Lech Poznań – Śląsk Wrocław 3:0

Lech Poznań wygrał 3:0 ze Śląskiem Wrocław w meczu 16. kolejki Lotto Ekstraklasy. Bramki dla Kolejorza zdobywali Darko Jevtić i Marcin Robak, który wszedł na boisko w drugiej połowie i zdobył dwie bramki.

Poznaniacy od początku spotkania chcieli kontrolować jego przebieg. Liczyli na to, że uda im się szybko konstruować akcje ofensywne, dzięki odbiorom piłki w środkowej strefie boiska. Tak też się stało w 7. minucie spotkania. Gajos odebrał piłkę rywalowi, zagrał do Majewskiego, który uderzeniem zza pola karnego starał się zaskoczyć bramkarza. Uderzenie pomocnika Kolejorza było jednak niecelne. Podobnie zresztą jak próba Makuszewskiego, który na podobne rozwiązanie zdecydował się kilkadziesiąt sekund wcześniej.

Lechici, co było niezwykle istotne, wygrali walkę w środku pola. Byli skuteczniejsi w odbiorze i wygrywali dużo stykowych piłek. Tak też było w 16. minucie. Odwrócony plecami do bramki Makuszewski zagrał w ciemno do Jevticia, który zbiegł do środka pola, minął Dankowskiego i uderzeniem przy bliższym słupku pokonał golkipera Śląska. Po zdobyciu bramki poznaniacy mieli też kolejne okazje. Po ładnej akcji zablokowany został Kownacki. Blisko zagrożenia rywalom był także Jevtić, ale w ostatniej chwili Dankowski odebrał mu piłkę.

To jednak Śląsk przed przerwą dłużej utrzymywał się przy piłce. Miał jednak problem ze skonstruowaniem akcji ofensywnej. Aktywny od początku spotkania był wspomniany przed chwilą Dankowski. I to po jego dośrodkowaniu poznaniacy mogli stracić bramkę, jednak zarówno Biliński jak i Alvarinho nie trafili w piłkę. W doliczonym czasie pierwszej połowy kolejną dobrą akcję stworzył Kolejorz. Kownacki wygrał walkę o piłkę z lewej strony pola karnego, zagrał do niepilnowanego Majewskiego. Ten jednak nie najlepiej trafił w piłkę i uderzył wprost w Kamenara, który uchronił swój zespół od straty bramki.

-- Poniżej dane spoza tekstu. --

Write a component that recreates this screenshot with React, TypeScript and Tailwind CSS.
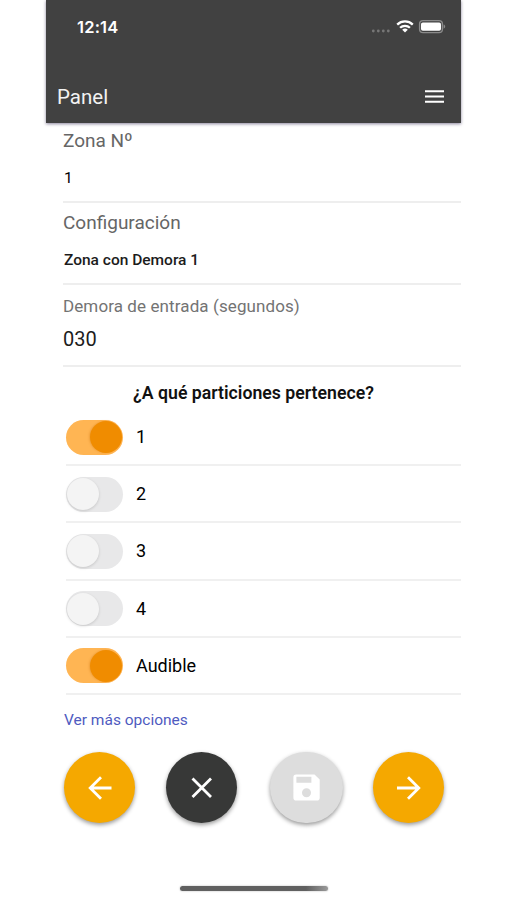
import React, { useState } from 'react';

const initialPartitions = [
  { id: 'p1', label: '1', enabled: true },
  { id: 'p2', label: '2', enabled: false },
  { id: 'p3', label: '3', enabled: false },
  { id: 'p4', label: '4', enabled: false },
  { id: 'audible', label: 'Audible', enabled: true },
];

const StatusBar = () => (
  <div className="flex items-center justify-between h-[53px] pl-[31px] pr-[15px]">
    <span className="font-['Inter',sans-serif] text-[16.5px] leading-5 font-semibold tracking-[0.2px]">12:14</span>
    <div className="flex items-center">
      <svg className="w-5 h-4 mr-[5px]" viewBox="0 0 20 16" fill="#777">
        <circle cx="2.3" cy="12" r="1.4" />
        <circle cx="7.3" cy="12" r="1.4" />
        <circle cx="12.3" cy="12" r="1.4" />
        <circle cx="17.3" cy="12" r="1.4" />
      </svg>
      <svg className="w-[18px] h-4 mr-1" viewBox="0 0 18 16" fill="none" stroke="#fff" strokeWidth="2.3">
        <path d="M1.2 5.6a11.2 11.2 0 0 1 15.6 0" />
        <path d="M4.1 8.8a7 7 0 0 1 9.8 0" />
        <path d="M9 13.5l-2.8-2.7a4 4 0 0 1 5.6 0z" fill="#fff" stroke="none" />
      </svg>
      <svg className="w-7 h-4" viewBox="0 0 28 16">
        <rect x="1.6" y="1.6" width="22.8" height="12" rx="3.4" fill="none" stroke="#8a8a8a" strokeWidth="1.4" />
        <rect x="3" y="3.4" width="20" height="8.4" rx="1.8" fill="#fff" />
        <path d="M25.6 5.5v4.2c.9-.3 1.6-1.1 1.6-2.1s-.7-1.8-1.6-2.1z" fill="#8a8a8a" />
      </svg>
    </div>
  </div>
);

const Toggle = ({ checked, onClick }: { checked: boolean; onClick: () => void }) => (
  <button
    role="switch"
    aria-checked={checked}
    onClick={onClick}
    className={`flex items-center w-[57px] h-[35px] rounded-full px-px ${
      checked ? 'bg-[#ffb553] justify-end' : 'bg-[#e8e8e9] justify-start'
    }`}
  >
    <span
      className={`w-[32px] h-[32px] rounded-full ${
        checked ? 'bg-[#f08c00] shadow-[-1px_0_2px_rgba(200,110,0,0.3)]' : 'bg-[#f4f4f4] shadow-[0_1px_3px_rgba(0,0,0,0.15)]'
      }`}
    />
  </button>
);

const App = () => {
  const [partitions, setPartitions] = useState(initialPartitions);

  const togglePartition = (id: string) => {
    setPartitions(partitions.map((p) => (p.id === id ? { ...p, enabled: !p.enabled } : p)));
  };

  return (
    <div className="h-[900px] bg-white flex justify-center overflow-hidden font-['Roboto',sans-serif] text-[#1c1c1c]">
      <div className="w-[415px] h-full flex flex-col">
        {/* Header */}
        <header className="h-[122.5px] shrink-0 bg-[#414141] text-white shadow-[0_1px_3px_rgba(60,50,90,0.6)]">
          <StatusBar />
          <div className="flex items-center justify-between h-[69px] pt-[18px] pl-[11px] pr-[17px]">
            <h1 className="text-[20.5px] leading-6 text-[#f2f2f2]">Panel</h1>
            <button aria-label="Menu">
              <svg className="w-5 h-4" viewBox="0 0 20 16" stroke="#fff" strokeWidth="2">
                <path d="M1 2.2h19M1 7.4h19M1 12.7h19" />
              </svg>
            </button>
          </div>
        </header>

        {/* Zone fields */}
        <div className="pl-[17px]">
          <div className="h-[80.5px] pt-[6px] border-b-2 border-[#eeeeee]">
            <p className="text-[19px] leading-6 text-[#666]">Zona Nº</p>
            <p className="pt-[15px] pl-px text-[15.5px] leading-5 text-black">1</p>
          </div>
          <div className="h-[82px] pt-[8px] border-b-2 border-[#eeeeee]">
            <p className="text-[19px] leading-6 text-[#666]">Configuración</p>
            <p className="pt-[15px] pl-px text-[15.5px] leading-5 font-medium">Zona con Demora 1</p>
          </div>
          <div className="h-[82px] pt-[11px] border-b-2 border-[#eeeeee]">
            <p className="text-[17px] leading-5 text-[#737373] tracking-[0.1px]">Demora de entrada (segundos)</p>
            <p className="pt-[10.5px] text-[20px] leading-6">030</p>
          </div>
        </div>

        {/* Partitions */}
        <h2 className="h-[42px] pt-[14px] text-center text-[17.7px] leading-6 font-semibold text-[#111]">
          ¿A qué particiones pertenece?
        </h2>
        <div className="pl-[20px]">
          {partitions.map((p) => (
            <div key={p.id} className="flex items-center gap-[13px] h-[57.2px] pt-px border-b-2 border-[#f0f0f0]">
              <Toggle checked={p.enabled} onClick={() => togglePartition(p.id)} />
              <span className="text-[18px] leading-6 text-black">{p.label}</span>
            </div>
          ))}
        </div>

        <a href="#" className="pt-[13px] pl-[18px] text-[15.5px] leading-6 text-[#4f5bbf]">Ver más opciones</a>

        {/* Action buttons */}
        <div className="flex items-center pt-[20.5px] pl-[18px]">
          <button aria-label="Anterior" className="w-[71px] h-[71px] mr-[31px] rounded-full bg-[#f5a800] flex items-center justify-center shadow-[0_2px_4px_rgba(0,0,0,0.4)]">
            <svg className="w-6 h-6" viewBox="0 0 24 24" fill="none" stroke="#fff" strokeWidth="2.8">
              <path d="M23.5 12H2M13 1.2L2.2 12L13 22.8" />
            </svg>
          </button>
          <button aria-label="Cancelar" className="w-[71px] h-[71px] mr-[33px] rounded-full bg-[#373837] flex items-center justify-center shadow-[0_2px_4px_rgba(0,0,0,0.4)]">
            <svg className="w-6 h-6" viewBox="0 0 24 24" fill="none" stroke="#fff" strokeWidth="2.8">
              <path d="M2.5 2.5l18.500 18.500M21 2.500l-18.500 18.500" />
            </svg>
          </button>
          <button aria-label="Guardar" className="w-[73px] h-[71px] mr-[30px] rounded-full bg-[#dddddd] flex items-center justify-center shadow-[0_2px_4px_rgba(0,0,0,0.4)]">
            <svg className="w-[27px] h-[27px]" viewBox="0 0 27 27" fill="#fff">
              <path fillRule="evenodd" d="M3.2 .5h18.3l5.2 5v18.200a2.800 2.800 0 0 1-2.800 2.800H3.200A2.800 2.800 0 0 1 .4 23.700V3.300A2.800 2.800 0 0 1 3.200 .5zM3.400 2.800v6h15v-6zM13.500 14.200a4.500 4.500 0 1 0 0 9a4.500 4.500 0 1 0 0-9z" />
            </svg>
          </button>
          <button aria-label="Siguiente" className="w-[71px] h-[71px] rounded-full bg-[#f5a800] flex items-center justify-center shadow-[0_2px_4px_rgba(0,0,0,0.4)]">
            <svg className="w-6 h-6" viewBox="0 0 24 24" fill="none" stroke="#fff" strokeWidth="2.8">
              <path d="M0 12h22M11 1.2L21.8 12L11 22.8" />
            </svg>
          </button>
        </div>

        {/* Home indicator */}
        <div className="mt-auto mb-[9px] ml-[134px] w-[148px] h-[5px] rounded-full bg-linear-to-r from-[#606060] from-85% to-[#9a9a9a] shadow-[0_0_2px_rgba(0,0,0,0.3)]" />
      </div>
    </div>
  );
};

export default App;
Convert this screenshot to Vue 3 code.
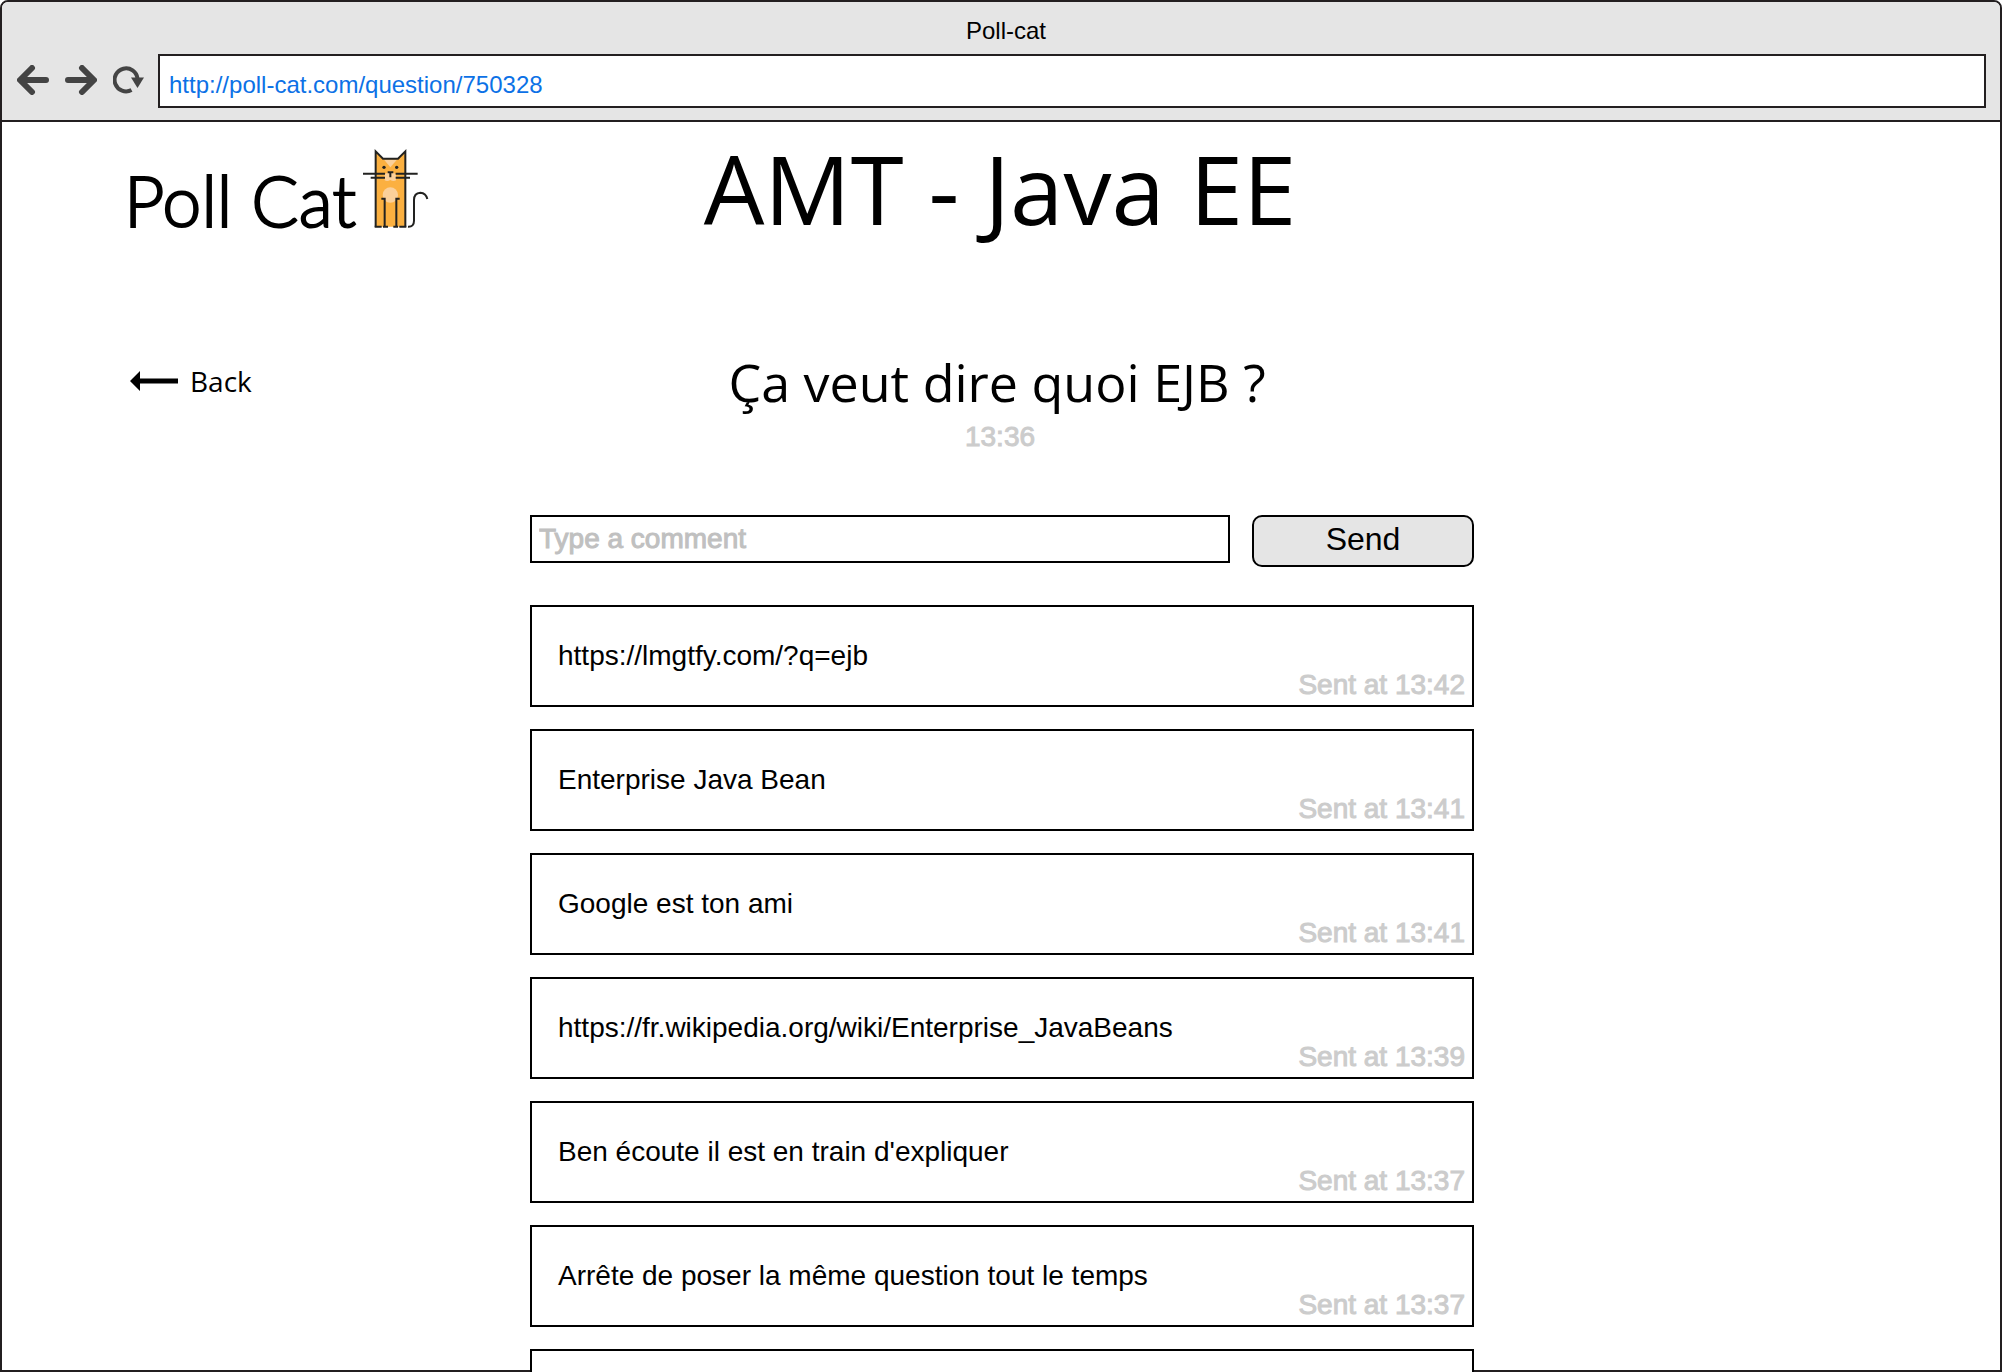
<script setup>
import { ref } from 'vue'

const address = ref('http://poll-cat.com/question/750328')
const draft = ref('')

const comments = [
  { text: 'https://lmgtfy.com/?q=ejb', time: '13:42' },
  { text: 'Enterprise Java Bean', time: '13:41' },
  { text: 'Google est ton ami', time: '13:41' },
  { text: 'https://fr.wikipedia.org/wiki/Enterprise_JavaBeans', time: '13:39' },
  { text: "Ben écoute il est en train d'expliquer", time: '13:37' },
  { text: 'Arrête de poser la même question tout le temps', time: '13:37' },
  { text: '', time: '' },
]
</script>

<template>
  <div class="viewport">
    <div class="window">
      <div class="chrome">
        <div class="window-title">Poll-cat</div>
        <div class="toolbar">
          <button class="nav" type="button" aria-label="Previous page">
            <svg width="32" height="30" viewBox="0 0 32 30">
              <path d="M15 3 3 15l12 12M5 15h24" />
            </svg>
          </button>
          <button class="nav" type="button" aria-label="Next page">
            <svg width="32" height="30" viewBox="0 0 32 30">
              <path d="M17 3l12 12-12 12M27 15H3" />
            </svg>
          </button>
          <button class="nav" type="button" aria-label="Reload">
            <svg width="32" height="30" viewBox="0 0 32 30">
              <path class="ring" d="M18.500 25A11.500 11.500 0 1 1 24.500 13.500" />
              <path class="head" d="M18 12.500h13L24.500 23z" />
            </svg>
          </button>
          <input v-model="address" class="address" type="text" aria-label="Address" />
        </div>
      </div>

      <main class="page">
        <header class="masthead">
          <a class="logo" href="#">
            <span>Poll Cat</span>
            <svg width="68" height="82" viewBox="36 24 204 246" aria-hidden="true">
              <path fill="#fbb040" d="M77 37l22 24h45l22-24v226H77z" />
              <path fill="#fbd09a" d="M103 63h37l-19 22z" />
              <path fill="#fbd09a" d="M121 96l17 10v18q-8 4-17-1-9 5-17 1v-18z" />
              <circle cx="121" cy="168" r="23" fill="#fbd09a" />
              <g fill="none" stroke="#222220" stroke-width="6">
                <path d="M77 263V37l22 22h45l22-22v226" />
                <path d="M39 104h66M137 104h66M62 116h43M137 116h43" />
                <path d="M113 100h17M121 100v15" />
                <path d="M94 179h10v84M149 179h-10v84" />
                <path d="M74 263h21M99 263h15M130 263h14M148 263h21" />
                <path d="M174 263q18 1 18-18v-62q0-21 19-22 17 1 21 19" />
              </g>
              <circle cx="102" cy="85" r="5" fill="#222220" />
              <circle cx="140" cy="85" r="5" fill="#222220" />
            </svg>
          </a>
          <h1>AMT - Java EE</h1>
        </header>

        <section class="question">
          <a class="back" href="#">
            <svg width="48" height="20" viewBox="0 0 48 20" aria-hidden="true">
              <path d="M0 10 10 0v7.500h38v5H10V20z" />
            </svg>
            Back
          </a>
          <div class="prompt">
            <h2>Ça veut dire quoi EJB ?</h2>
            <time>13:36</time>
          </div>
        </section>

        <section class="thread">
          <form class="composer" @submit.prevent>
            <input v-model="draft" type="text" placeholder="Type a comment" aria-label="Comment" />
            <button type="submit">Send</button>
          </form>
          <ul class="comments">
            <li v-for="(comment, i) in comments" :key="i">
              <p>{{ comment.text }}</p>
              <time v-if="comment.time">Sent at {{ comment.time }}</time>
            </li>
          </ul>
        </section>
      </main>
    </div>
  </div>
</template>

<style>
body {
  background: #fff;
}
</style>

<style scoped>
.viewport,
.viewport * {
  box-sizing: border-box;
}
.viewport {
  height: 100vh;
  overflow: hidden;
  font-family: "Liberation Sans", Arial, sans-serif;
  font-size: 28px;
  line-height: 28px;
  color: #000;
}
.window {
  height: 100%;
  border: 2px solid #231f20;
  border-radius: 8px 8px 0 0;
}
.chrome {
  background: #e5e5e5;
  border-bottom: 2px solid #231f20;
  border-radius: 6px 6px 0 0;
  padding: 12px 14px 12px;
  font-size: 24px;
}
.window-title {
  height: 40px;
  line-height: 34px;
  padding-left: 10px;
  text-align: center;
}
.toolbar {
  display: flex;
  align-items: center;
  gap: 16px;
}
.nav {
  display: flex;
  padding: 0 0 2px;
  border: 0;
  background: none;
}
.nav path {
  fill: none;
  stroke: #444;
  stroke-width: 6;
  stroke-linecap: round;
  stroke-linejoin: round;
}
.nav .ring {
  stroke-width: 4;
  stroke-linecap: butt;
}
.nav .head {
  fill: #444;
  stroke: none;
}
.nav svg {
  margin-left: 1px;
  margin-right: -1px;
}
.address {
  flex: 1;
  min-width: 0;
  height: 54px;
  margin-left: -2px;
  padding: 8px 9px 0;
  border: 2px solid #231f20;
  border-radius: 0;
  background: #fff;
  color: #0c71e6;
  font: inherit;
}
.page {
  padding: 18px 126px 0 128px;
}
.masthead,
.question {
  display: grid;
  grid-template-columns: 1fr auto 1fr;
}
.masthead {
  padding-right: 4px;
}
.logo {
  display: flex;
  align-items: flex-start;
  padding-top: 7px;
  color: #000;
  text-decoration: none;
}
.logo span {
  width: 238px;
  margin-left: -6px;
  font-family: Lato, sans-serif;
  font-size: 70px;
  font-weight: 300;
  line-height: 106px;
  white-space: nowrap;
  -webkit-text-stroke: 2px #000;
}
h1,
h2,
p,
ul {
  margin: 0;
  padding: 0;
  font-weight: 400;
}
h1,
h2,
.back {
  font-family: "Open Sans", "Noto Sans", sans-serif;
}
h1 {
  font-size: 96px;
  line-height: 96px;
}
.question {
  margin-top: 100px;
  padding-right: 10px;
}
.back {
  display: flex;
  align-items: center;
  justify-self: start;
  gap: 12px;
  height: 56px;
  color: #000;
  text-decoration: none;
}
.prompt {
  text-align: center;
}
h2 {
  font-size: 52px;
  line-height: 58px;
}
time {
  color: #ccc;
  -webkit-text-stroke: 1px #ccc;
}
.prompt time {
  display: block;
  padding: 12px 0 0 6px;
}
.thread {
  max-width: 944px;
  margin: 64px auto 0;
}
.composer {
  display: flex;
  align-items: flex-start;
  gap: 22px;
}
.composer input {
  flex: 1;
  min-width: 0;
  height: 48px;
  padding: 0 7px;
  border: 2px solid #000;
  border-radius: 0;
  background: #fff;
  font: inherit;
}
.composer input::placeholder {
  color: #c0c0c0;
  -webkit-text-stroke: 1px #c0c0c0;
  opacity: 1;
}
.composer button {
  width: 222px;
  height: 52px;
  padding: 0 0 4px;
  border: 2px solid #000;
  border-radius: 10px;
  background: #e5e5e5;
  color: #000;
  font: inherit;
  font-size: 32px;
}
.comments {
  display: flex;
  flex-direction: column;
  gap: 22px;
  margin-top: 38px;
  list-style: none;
}
.comments li {
  display: flex;
  align-items: center;
  justify-content: space-between;
  height: 102px;
  padding: 0 7px 0 26px;
  border: 2px solid #000;
  background: #fff;
}
.comments time {
  align-self: flex-end;
  padding-bottom: 6px;
}
</style>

Po przerwie goście nie mieli nic do stracenia i za wszelką cenę chcieli zdobyć kontanktową bramkę. Ta sytuacja spowodowała, że lechici mieli wiele okazji do skontrowania Śląska. Podopiecznym trenera Bjelicy brakowało jednak dokładności pod bramką rywala. Tak było, gdy Makuszewski minął bez większych problemów Alvarinho, ale źle zagrał do wbiegającego w szesnastkę Kędziory. Prawy obrońca Lecha też stworzył partnerowi z drużyny dobrą okazję. Po rzucie wolnym dośrodkował piłkę na piąty metr, ta ostatecznie spadła pod nogi stojącego przed szesnastką Gajosa. Rozgrywający Kolejorza uderzył groźnie, ale niecelnie.

Kolejorz przeważał i w końcu dopiął swego. I po raz drugi w tym meczu architektem akcji został Makuszewski. Skrzydłowy otrzymał podanie od Robaka i po chwili oddał piłkę napastnikowi Kolejorza. Ten miał bardzo dużo czasu przed bramką rywala. Odwrócił się i uderzeniem lewą nogą pokonał golkipera Śląska, który nie wyczuł intencji snajpera Lecha. Poznaniacy musieli jednak uważać na groźne akcje gości, którzy wciąż mogli wrócić do gry o trzy punkty. Po podaniu Alvarinho w słupek bramki Lecha trafił Idzik, ale żadnemu z jego partnerów nie udało się skierować piłki do siatki. Po chwili groźnie uderzał Riera, ale jeszcze lepiej zachował się Putnocky, który odbił zmierzającą na bramki piłkę.

Goście atakowali, ale też musieli uważać na groźne ataki poznaniaków. Po jednym z nich uderzenie Majewskiego ręką zatrzymał Celeban, a sędzia wskazał na wapno. W czwartym spotkaniu z rzędu do jedenastki podszedł Robak i… nie pomylił się. Trzynaście minut po wejściu na boisko napastnik Lecha miał już dwa gole na koncie. Trzecie trafienie podcięło skrzydła zespołowi prowadzonemu przez trenera Mariusza Rumaka, który nie miał już żadnej okazji strzeleckiej. Mecz w ostatnich minutach spotkania kontrolowali zawodnicy Kolejorza, którzy w trzecim spotkaniu z rzędu nie stracili bramki.